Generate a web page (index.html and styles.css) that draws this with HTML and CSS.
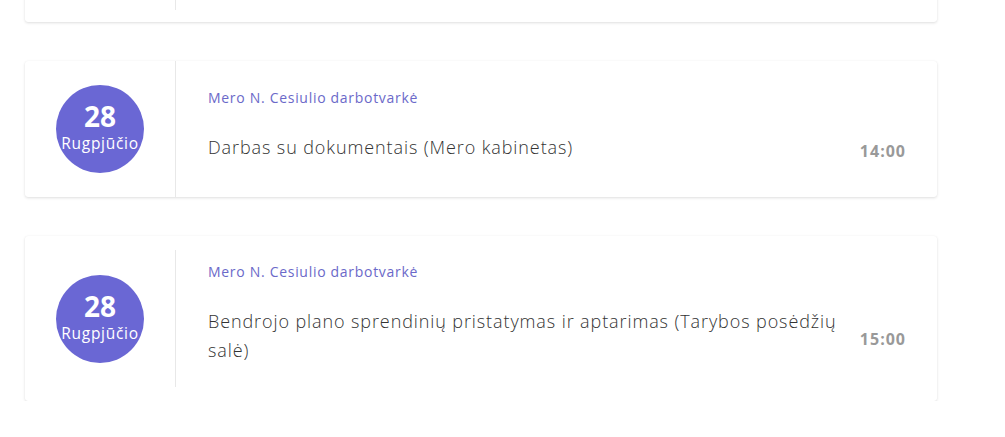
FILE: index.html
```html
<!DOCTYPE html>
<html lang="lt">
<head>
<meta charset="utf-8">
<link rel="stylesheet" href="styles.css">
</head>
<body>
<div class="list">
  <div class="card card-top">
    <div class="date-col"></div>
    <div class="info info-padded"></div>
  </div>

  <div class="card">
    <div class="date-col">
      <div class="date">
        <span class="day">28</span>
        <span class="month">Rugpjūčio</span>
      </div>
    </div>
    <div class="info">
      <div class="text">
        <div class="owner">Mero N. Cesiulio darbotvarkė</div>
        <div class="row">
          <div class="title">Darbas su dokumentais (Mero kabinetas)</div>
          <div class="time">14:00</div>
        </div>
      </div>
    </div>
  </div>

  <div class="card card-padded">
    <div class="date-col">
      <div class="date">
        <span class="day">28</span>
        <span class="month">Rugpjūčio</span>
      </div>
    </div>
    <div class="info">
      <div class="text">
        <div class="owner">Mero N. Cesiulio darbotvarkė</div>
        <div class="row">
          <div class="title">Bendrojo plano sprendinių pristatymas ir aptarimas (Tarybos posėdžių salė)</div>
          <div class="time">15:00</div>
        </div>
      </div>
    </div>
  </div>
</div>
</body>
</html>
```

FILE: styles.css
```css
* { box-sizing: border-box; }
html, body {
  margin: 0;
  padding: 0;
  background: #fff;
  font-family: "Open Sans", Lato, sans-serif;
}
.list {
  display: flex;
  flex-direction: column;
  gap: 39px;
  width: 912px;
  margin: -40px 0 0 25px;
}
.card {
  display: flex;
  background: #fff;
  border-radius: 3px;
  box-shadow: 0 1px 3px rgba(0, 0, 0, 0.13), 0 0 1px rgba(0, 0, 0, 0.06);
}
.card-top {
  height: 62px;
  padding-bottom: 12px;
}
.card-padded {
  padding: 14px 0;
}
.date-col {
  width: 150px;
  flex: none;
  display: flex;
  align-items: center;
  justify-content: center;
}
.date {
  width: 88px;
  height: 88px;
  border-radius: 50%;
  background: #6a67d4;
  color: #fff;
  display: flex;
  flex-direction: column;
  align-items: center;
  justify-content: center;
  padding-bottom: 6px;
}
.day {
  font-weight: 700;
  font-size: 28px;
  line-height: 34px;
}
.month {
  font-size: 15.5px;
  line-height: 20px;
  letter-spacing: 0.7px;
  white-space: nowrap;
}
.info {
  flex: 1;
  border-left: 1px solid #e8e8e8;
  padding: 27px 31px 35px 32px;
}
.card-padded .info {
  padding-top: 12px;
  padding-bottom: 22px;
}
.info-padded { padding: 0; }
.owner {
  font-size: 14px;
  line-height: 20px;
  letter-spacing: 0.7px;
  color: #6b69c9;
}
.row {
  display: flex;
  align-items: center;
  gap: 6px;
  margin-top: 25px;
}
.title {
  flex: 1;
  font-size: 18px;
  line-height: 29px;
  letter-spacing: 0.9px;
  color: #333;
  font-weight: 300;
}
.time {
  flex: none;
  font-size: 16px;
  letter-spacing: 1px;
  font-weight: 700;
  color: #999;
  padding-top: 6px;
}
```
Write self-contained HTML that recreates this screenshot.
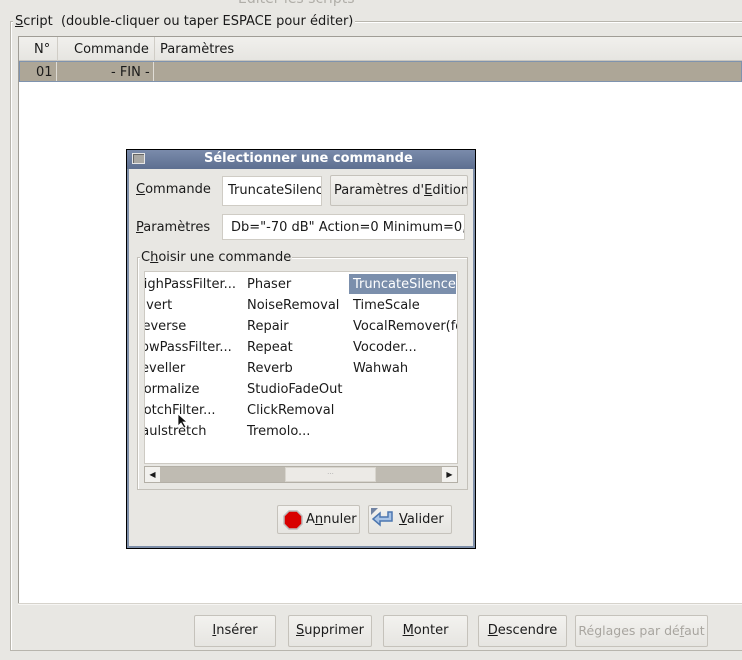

┄┄┄┄┄┄┄┄┄┄

Set down all the entries exactly as they appear, but skip any pictures.

Generate a web page (index.html and styles.css) that draws this with HTML and CSS.
FILE: index.html
```html
<!DOCTYPE html>
<html lang="lt">
<head>
<meta charset="utf-8">
<link rel="stylesheet" href="styles.css">
</head>
<body>
<div class="list">
  <div class="card card-top">
    <div class="date-col"></div>
    <div class="info info-padded"></div>
  </div>

  <div class="card">
    <div class="date-col">
      <div class="date">
        <span class="day">28</span>
        <span class="month">Rugpjūčio</span>
      </div>
    </div>
    <div class="info">
      <div class="text">
        <div class="owner">Mero N. Cesiulio darbotvarkė</div>
        <div class="row">
          <div class="title">Darbas su dokumentais (Mero kabinetas)</div>
          <div class="time">14:00</div>
        </div>
      </div>
    </div>
  </div>

  <div class="card card-padded">
    <div class="date-col">
      <div class="date">
        <span class="day">28</span>
        <span class="month">Rugpjūčio</span>
      </div>
    </div>
    <div class="info">
      <div class="text">
        <div class="owner">Mero N. Cesiulio darbotvarkė</div>
        <div class="row">
          <div class="title">Bendrojo plano sprendinių pristatymas ir aptarimas (Tarybos posėdžių salė)</div>
          <div class="time">15:00</div>
        </div>
      </div>
    </div>
  </div>
</div>
</body>
</html>
```

FILE: styles.css
```css
* { box-sizing: border-box; }
html, body {
  margin: 0;
  padding: 0;
  background: #fff;
  font-family: "Open Sans", Lato, sans-serif;
}
.list {
  display: flex;
  flex-direction: column;
  gap: 39px;
  width: 912px;
  margin: -40px 0 0 25px;
}
.card {
  display: flex;
  background: #fff;
  border-radius: 3px;
  box-shadow: 0 1px 3px rgba(0, 0, 0, 0.13), 0 0 1px rgba(0, 0, 0, 0.06);
}
.card-top {
  height: 62px;
  padding-bottom: 12px;
}
.card-padded {
  padding: 14px 0;
}
.date-col {
  width: 150px;
  flex: none;
  display: flex;
  align-items: center;
  justify-content: center;
}
.date {
  width: 88px;
  height: 88px;
  border-radius: 50%;
  background: #6a67d4;
  color: #fff;
  display: flex;
  flex-direction: column;
  align-items: center;
  justify-content: center;
  padding-bottom: 6px;
}
.day {
  font-weight: 700;
  font-size: 28px;
  line-height: 34px;
}
.month {
  font-size: 15.5px;
  line-height: 20px;
  letter-spacing: 0.7px;
  white-space: nowrap;
}
.info {
  flex: 1;
  border-left: 1px solid #e8e8e8;
  padding: 27px 31px 35px 32px;
}
.card-padded .info {
  padding-top: 12px;
  padding-bottom: 22px;
}
.info-padded { padding: 0; }
.owner {
  font-size: 14px;
  line-height: 20px;
  letter-spacing: 0.7px;
  color: #6b69c9;
}
.row {
  display: flex;
  align-items: center;
  gap: 6px;
  margin-top: 25px;
}
.title {
  flex: 1;
  font-size: 18px;
  line-height: 29px;
  letter-spacing: 0.9px;
  color: #333;
  font-weight: 300;
}
.time {
  flex: none;
  font-size: 16px;
  letter-spacing: 1px;
  font-weight: 700;
  color: #999;
  padding-top: 6px;
}
```
Write self-contained HTML that recreates this screenshot.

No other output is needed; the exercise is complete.